Figure 4 The 5-year mean AMO index (K) for ERSSTv4 data (thick solid black); model mean (thick solid red). Dashed thin lines represent data from individual model runs. Colors correspond to individual runs as in Fig. 1.
Keeping in mind the argument that the GMST slowdown in the beginning of the 21st century could be due to the internal variability of the climate system, let us look at the behavior of the AMO and PDO climate indices. Here we calculated the AMO index in the usual way, as the SST anomaly in the Atlantic at latitudinal band 0–60∘ N minus the anomaly of the GMST. The model and observed 5-year mean AMO index time series are presented in Fig. 4. The well-known oscillation with a period of 60–70 years can be clearly seen in the observations. Among the model runs, only one (dashed purple line) shows oscillation with a period of about 70 years, but without significant maximum near year 2000. In other model runs there is no distinct oscillation with a period of 60–70 years but a period of 20–40 years prevails. As a result none of the seven model trajectories reproduces the behavior of the observed AMO index after year 1950 (including its warm phase at the turn of the 20th and 21st centuries).
One can conclude that anthropogenic forcing is unable to produce any significant impact on the AMO dynamics as its index averaged over seven realization stays around zero within one sigma interval (0.08). Consequently, the AMO dynamics are controlled by the internal variability of the climate system and cannot be predicted in historic experiments. On the other hand, the model can correctly predict GMST changes in 1980–2014 having the wrong phase of the AMO (blue, yellow, orange lines in Figs. 1 and 4).

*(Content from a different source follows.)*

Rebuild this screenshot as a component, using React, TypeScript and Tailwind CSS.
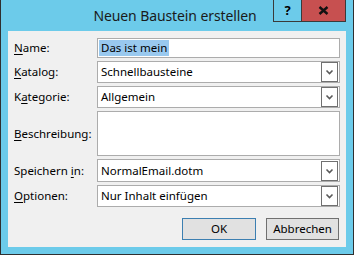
import React from "react";

const font = { fontFamily: '"Noto Sans", "Segoe UI", Arial, sans-serif' };

function U({ children }: { children: React.ReactNode }) {
  return <span className="underline underline-offset-2 decoration-1">{children}</span>;
}

function Chevron() {
  return (
    <svg width="9" height="6" viewBox="0 0 9 6">
      <path d="M1.5 1.5 L4.5 4.5 L7.5 1.5" fill="none" stroke="#5a5a5a" strokeWidth="1.6" />
    </svg>
  );
}

function Combo({ value, h = "h-[22px]" }: { value: string; h?: string }) {
  return (
    <div className={`flex-1 ${h} bg-white border border-[#acacac] flex items-center`}>
      <span className="flex-1 pl-[3px] text-[11.5px] text-black leading-none">{value}</span>
      <div className="w-[17px] h-[20px] mr-px border border-[#707070] bg-white flex items-center justify-center">
        <Chevron />
      </div>
    </div>
  );
}

function Row({
  label,
  children,
  h = "h-[22px]",
}: {
  label: React.ReactNode;
  children: React.ReactNode;
  h?: string;
}) {
  return (
    <div className={`flex items-center ${h}`}>
      <div className="w-[83px] text-[11.5px] text-black leading-none">{label}</div>
      {children}
    </div>
  );
}

export default function App() {
  return (
    <div
      className="w-[354px] h-[255px] bg-[#6ccbea] border-x border-b border-[#2f2f2f] flex flex-col px-[7px] pb-[7px]"
      style={font}
    >
      <div className="h-[31px] relative flex items-start justify-center">
        <div className="mt-[7px] -ml-[4px] text-[14px] tracking-[-0.1px] leading-[18px] text-[#1a1a1a]">
          Neuen Baustein erstellen
        </div>
        <div className="absolute right-0 top-0 flex border border-t-0 border-[#3a3a3a] h-[22px]">
          <div className="w-[28px] flex items-center justify-center border-r border-[#3a3a3a] text-[13px] font-bold text-black">
            ?
          </div>
          <div className="w-[43px] bg-[#c75050] flex items-center justify-center">
            <svg width="11" height="9" viewBox="0 0 11 9">
              <path d="M1.5 1 L9.5 8 M9.5 1 L1.5 8" stroke="#111" strokeWidth="2.4" />
            </svg>
          </div>
        </div>
      </div>
      <div className="flex-1 bg-[#f0f0f0] pt-[7px] px-[6px] pb-[7px] flex flex-col">
        <div className="flex flex-col gap-[3px]">
          <Row label={<><U>N</U>ame:</>} h="h-[20px]">
            <div className="flex-1 h-[20px] bg-white border border-[#acacac] flex items-center pl-px">
              <span className="bg-[#99c9ef] text-[11.5px] text-black leading-[16px] px-[2px]">Das ist mein</span>
            </div>
          </Row>
          <Row label={<><U>K</U>atalog:</>}>
            <Combo value="Schnellbausteine" />
          </Row>
          <Row label={<>K<U>a</U>tegorie:</>}>
            <Combo value="Allgemein" />
          </Row>
          <Row label={<><U>B</U>eschreibung:</>} h="h-[45px]">
            <div className="flex-1 h-[45px] bg-white border border-[#acacac]" />
          </Row>
          <Row label={<>Speichern <U>i</U>n:</>} h="h-[23px]">
            <Combo value="NormalEmail.dotm" h="h-[23px]" />
          </Row>
          <Row label={<><U>O</U>ptionen:</>}>
            <Combo value="Nur Inhalt einfügen" />
          </Row>
        </div>
        <div className="flex-1" />
        <div className="flex justify-end gap-[10px] pr-[1px]">
          <button className="w-[74px] h-[22px] bg-[#e1e1e1] border border-[#3c7fb1] text-[11.5px] text-black leading-none">
            OK
          </button>
          <button className="w-[73px] h-[22px] bg-[#e1e1e1] border border-[#707070] text-[11.5px] text-black leading-none">
            Abbrechen
          </button>
        </div>
      </div>
    </div>
  );
}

Figure 1 The 5-year mean GMST (K) anomaly with respect to 1850–1899 for HadCRUTv4 (thick solid black); model mean (thick solid red). Dashed thin lines represent data from individual model runs: 1 – purple, 2 – dark blue, 3 – blue, 4 – green, 5 – yellow, 6 – orange, 7 – magenta. In this and the next figures numbers on the time axis indicate the first year of the 5-year mean.
The Bottom Line
Since the models incorporate AGW in the form of CO2 sensitivity, they are unable to replicate Atlantic Multidecadal Variability. Thus, the logical conclusion is that variability of North Atlantic SSTs is an internal, natural climate factor.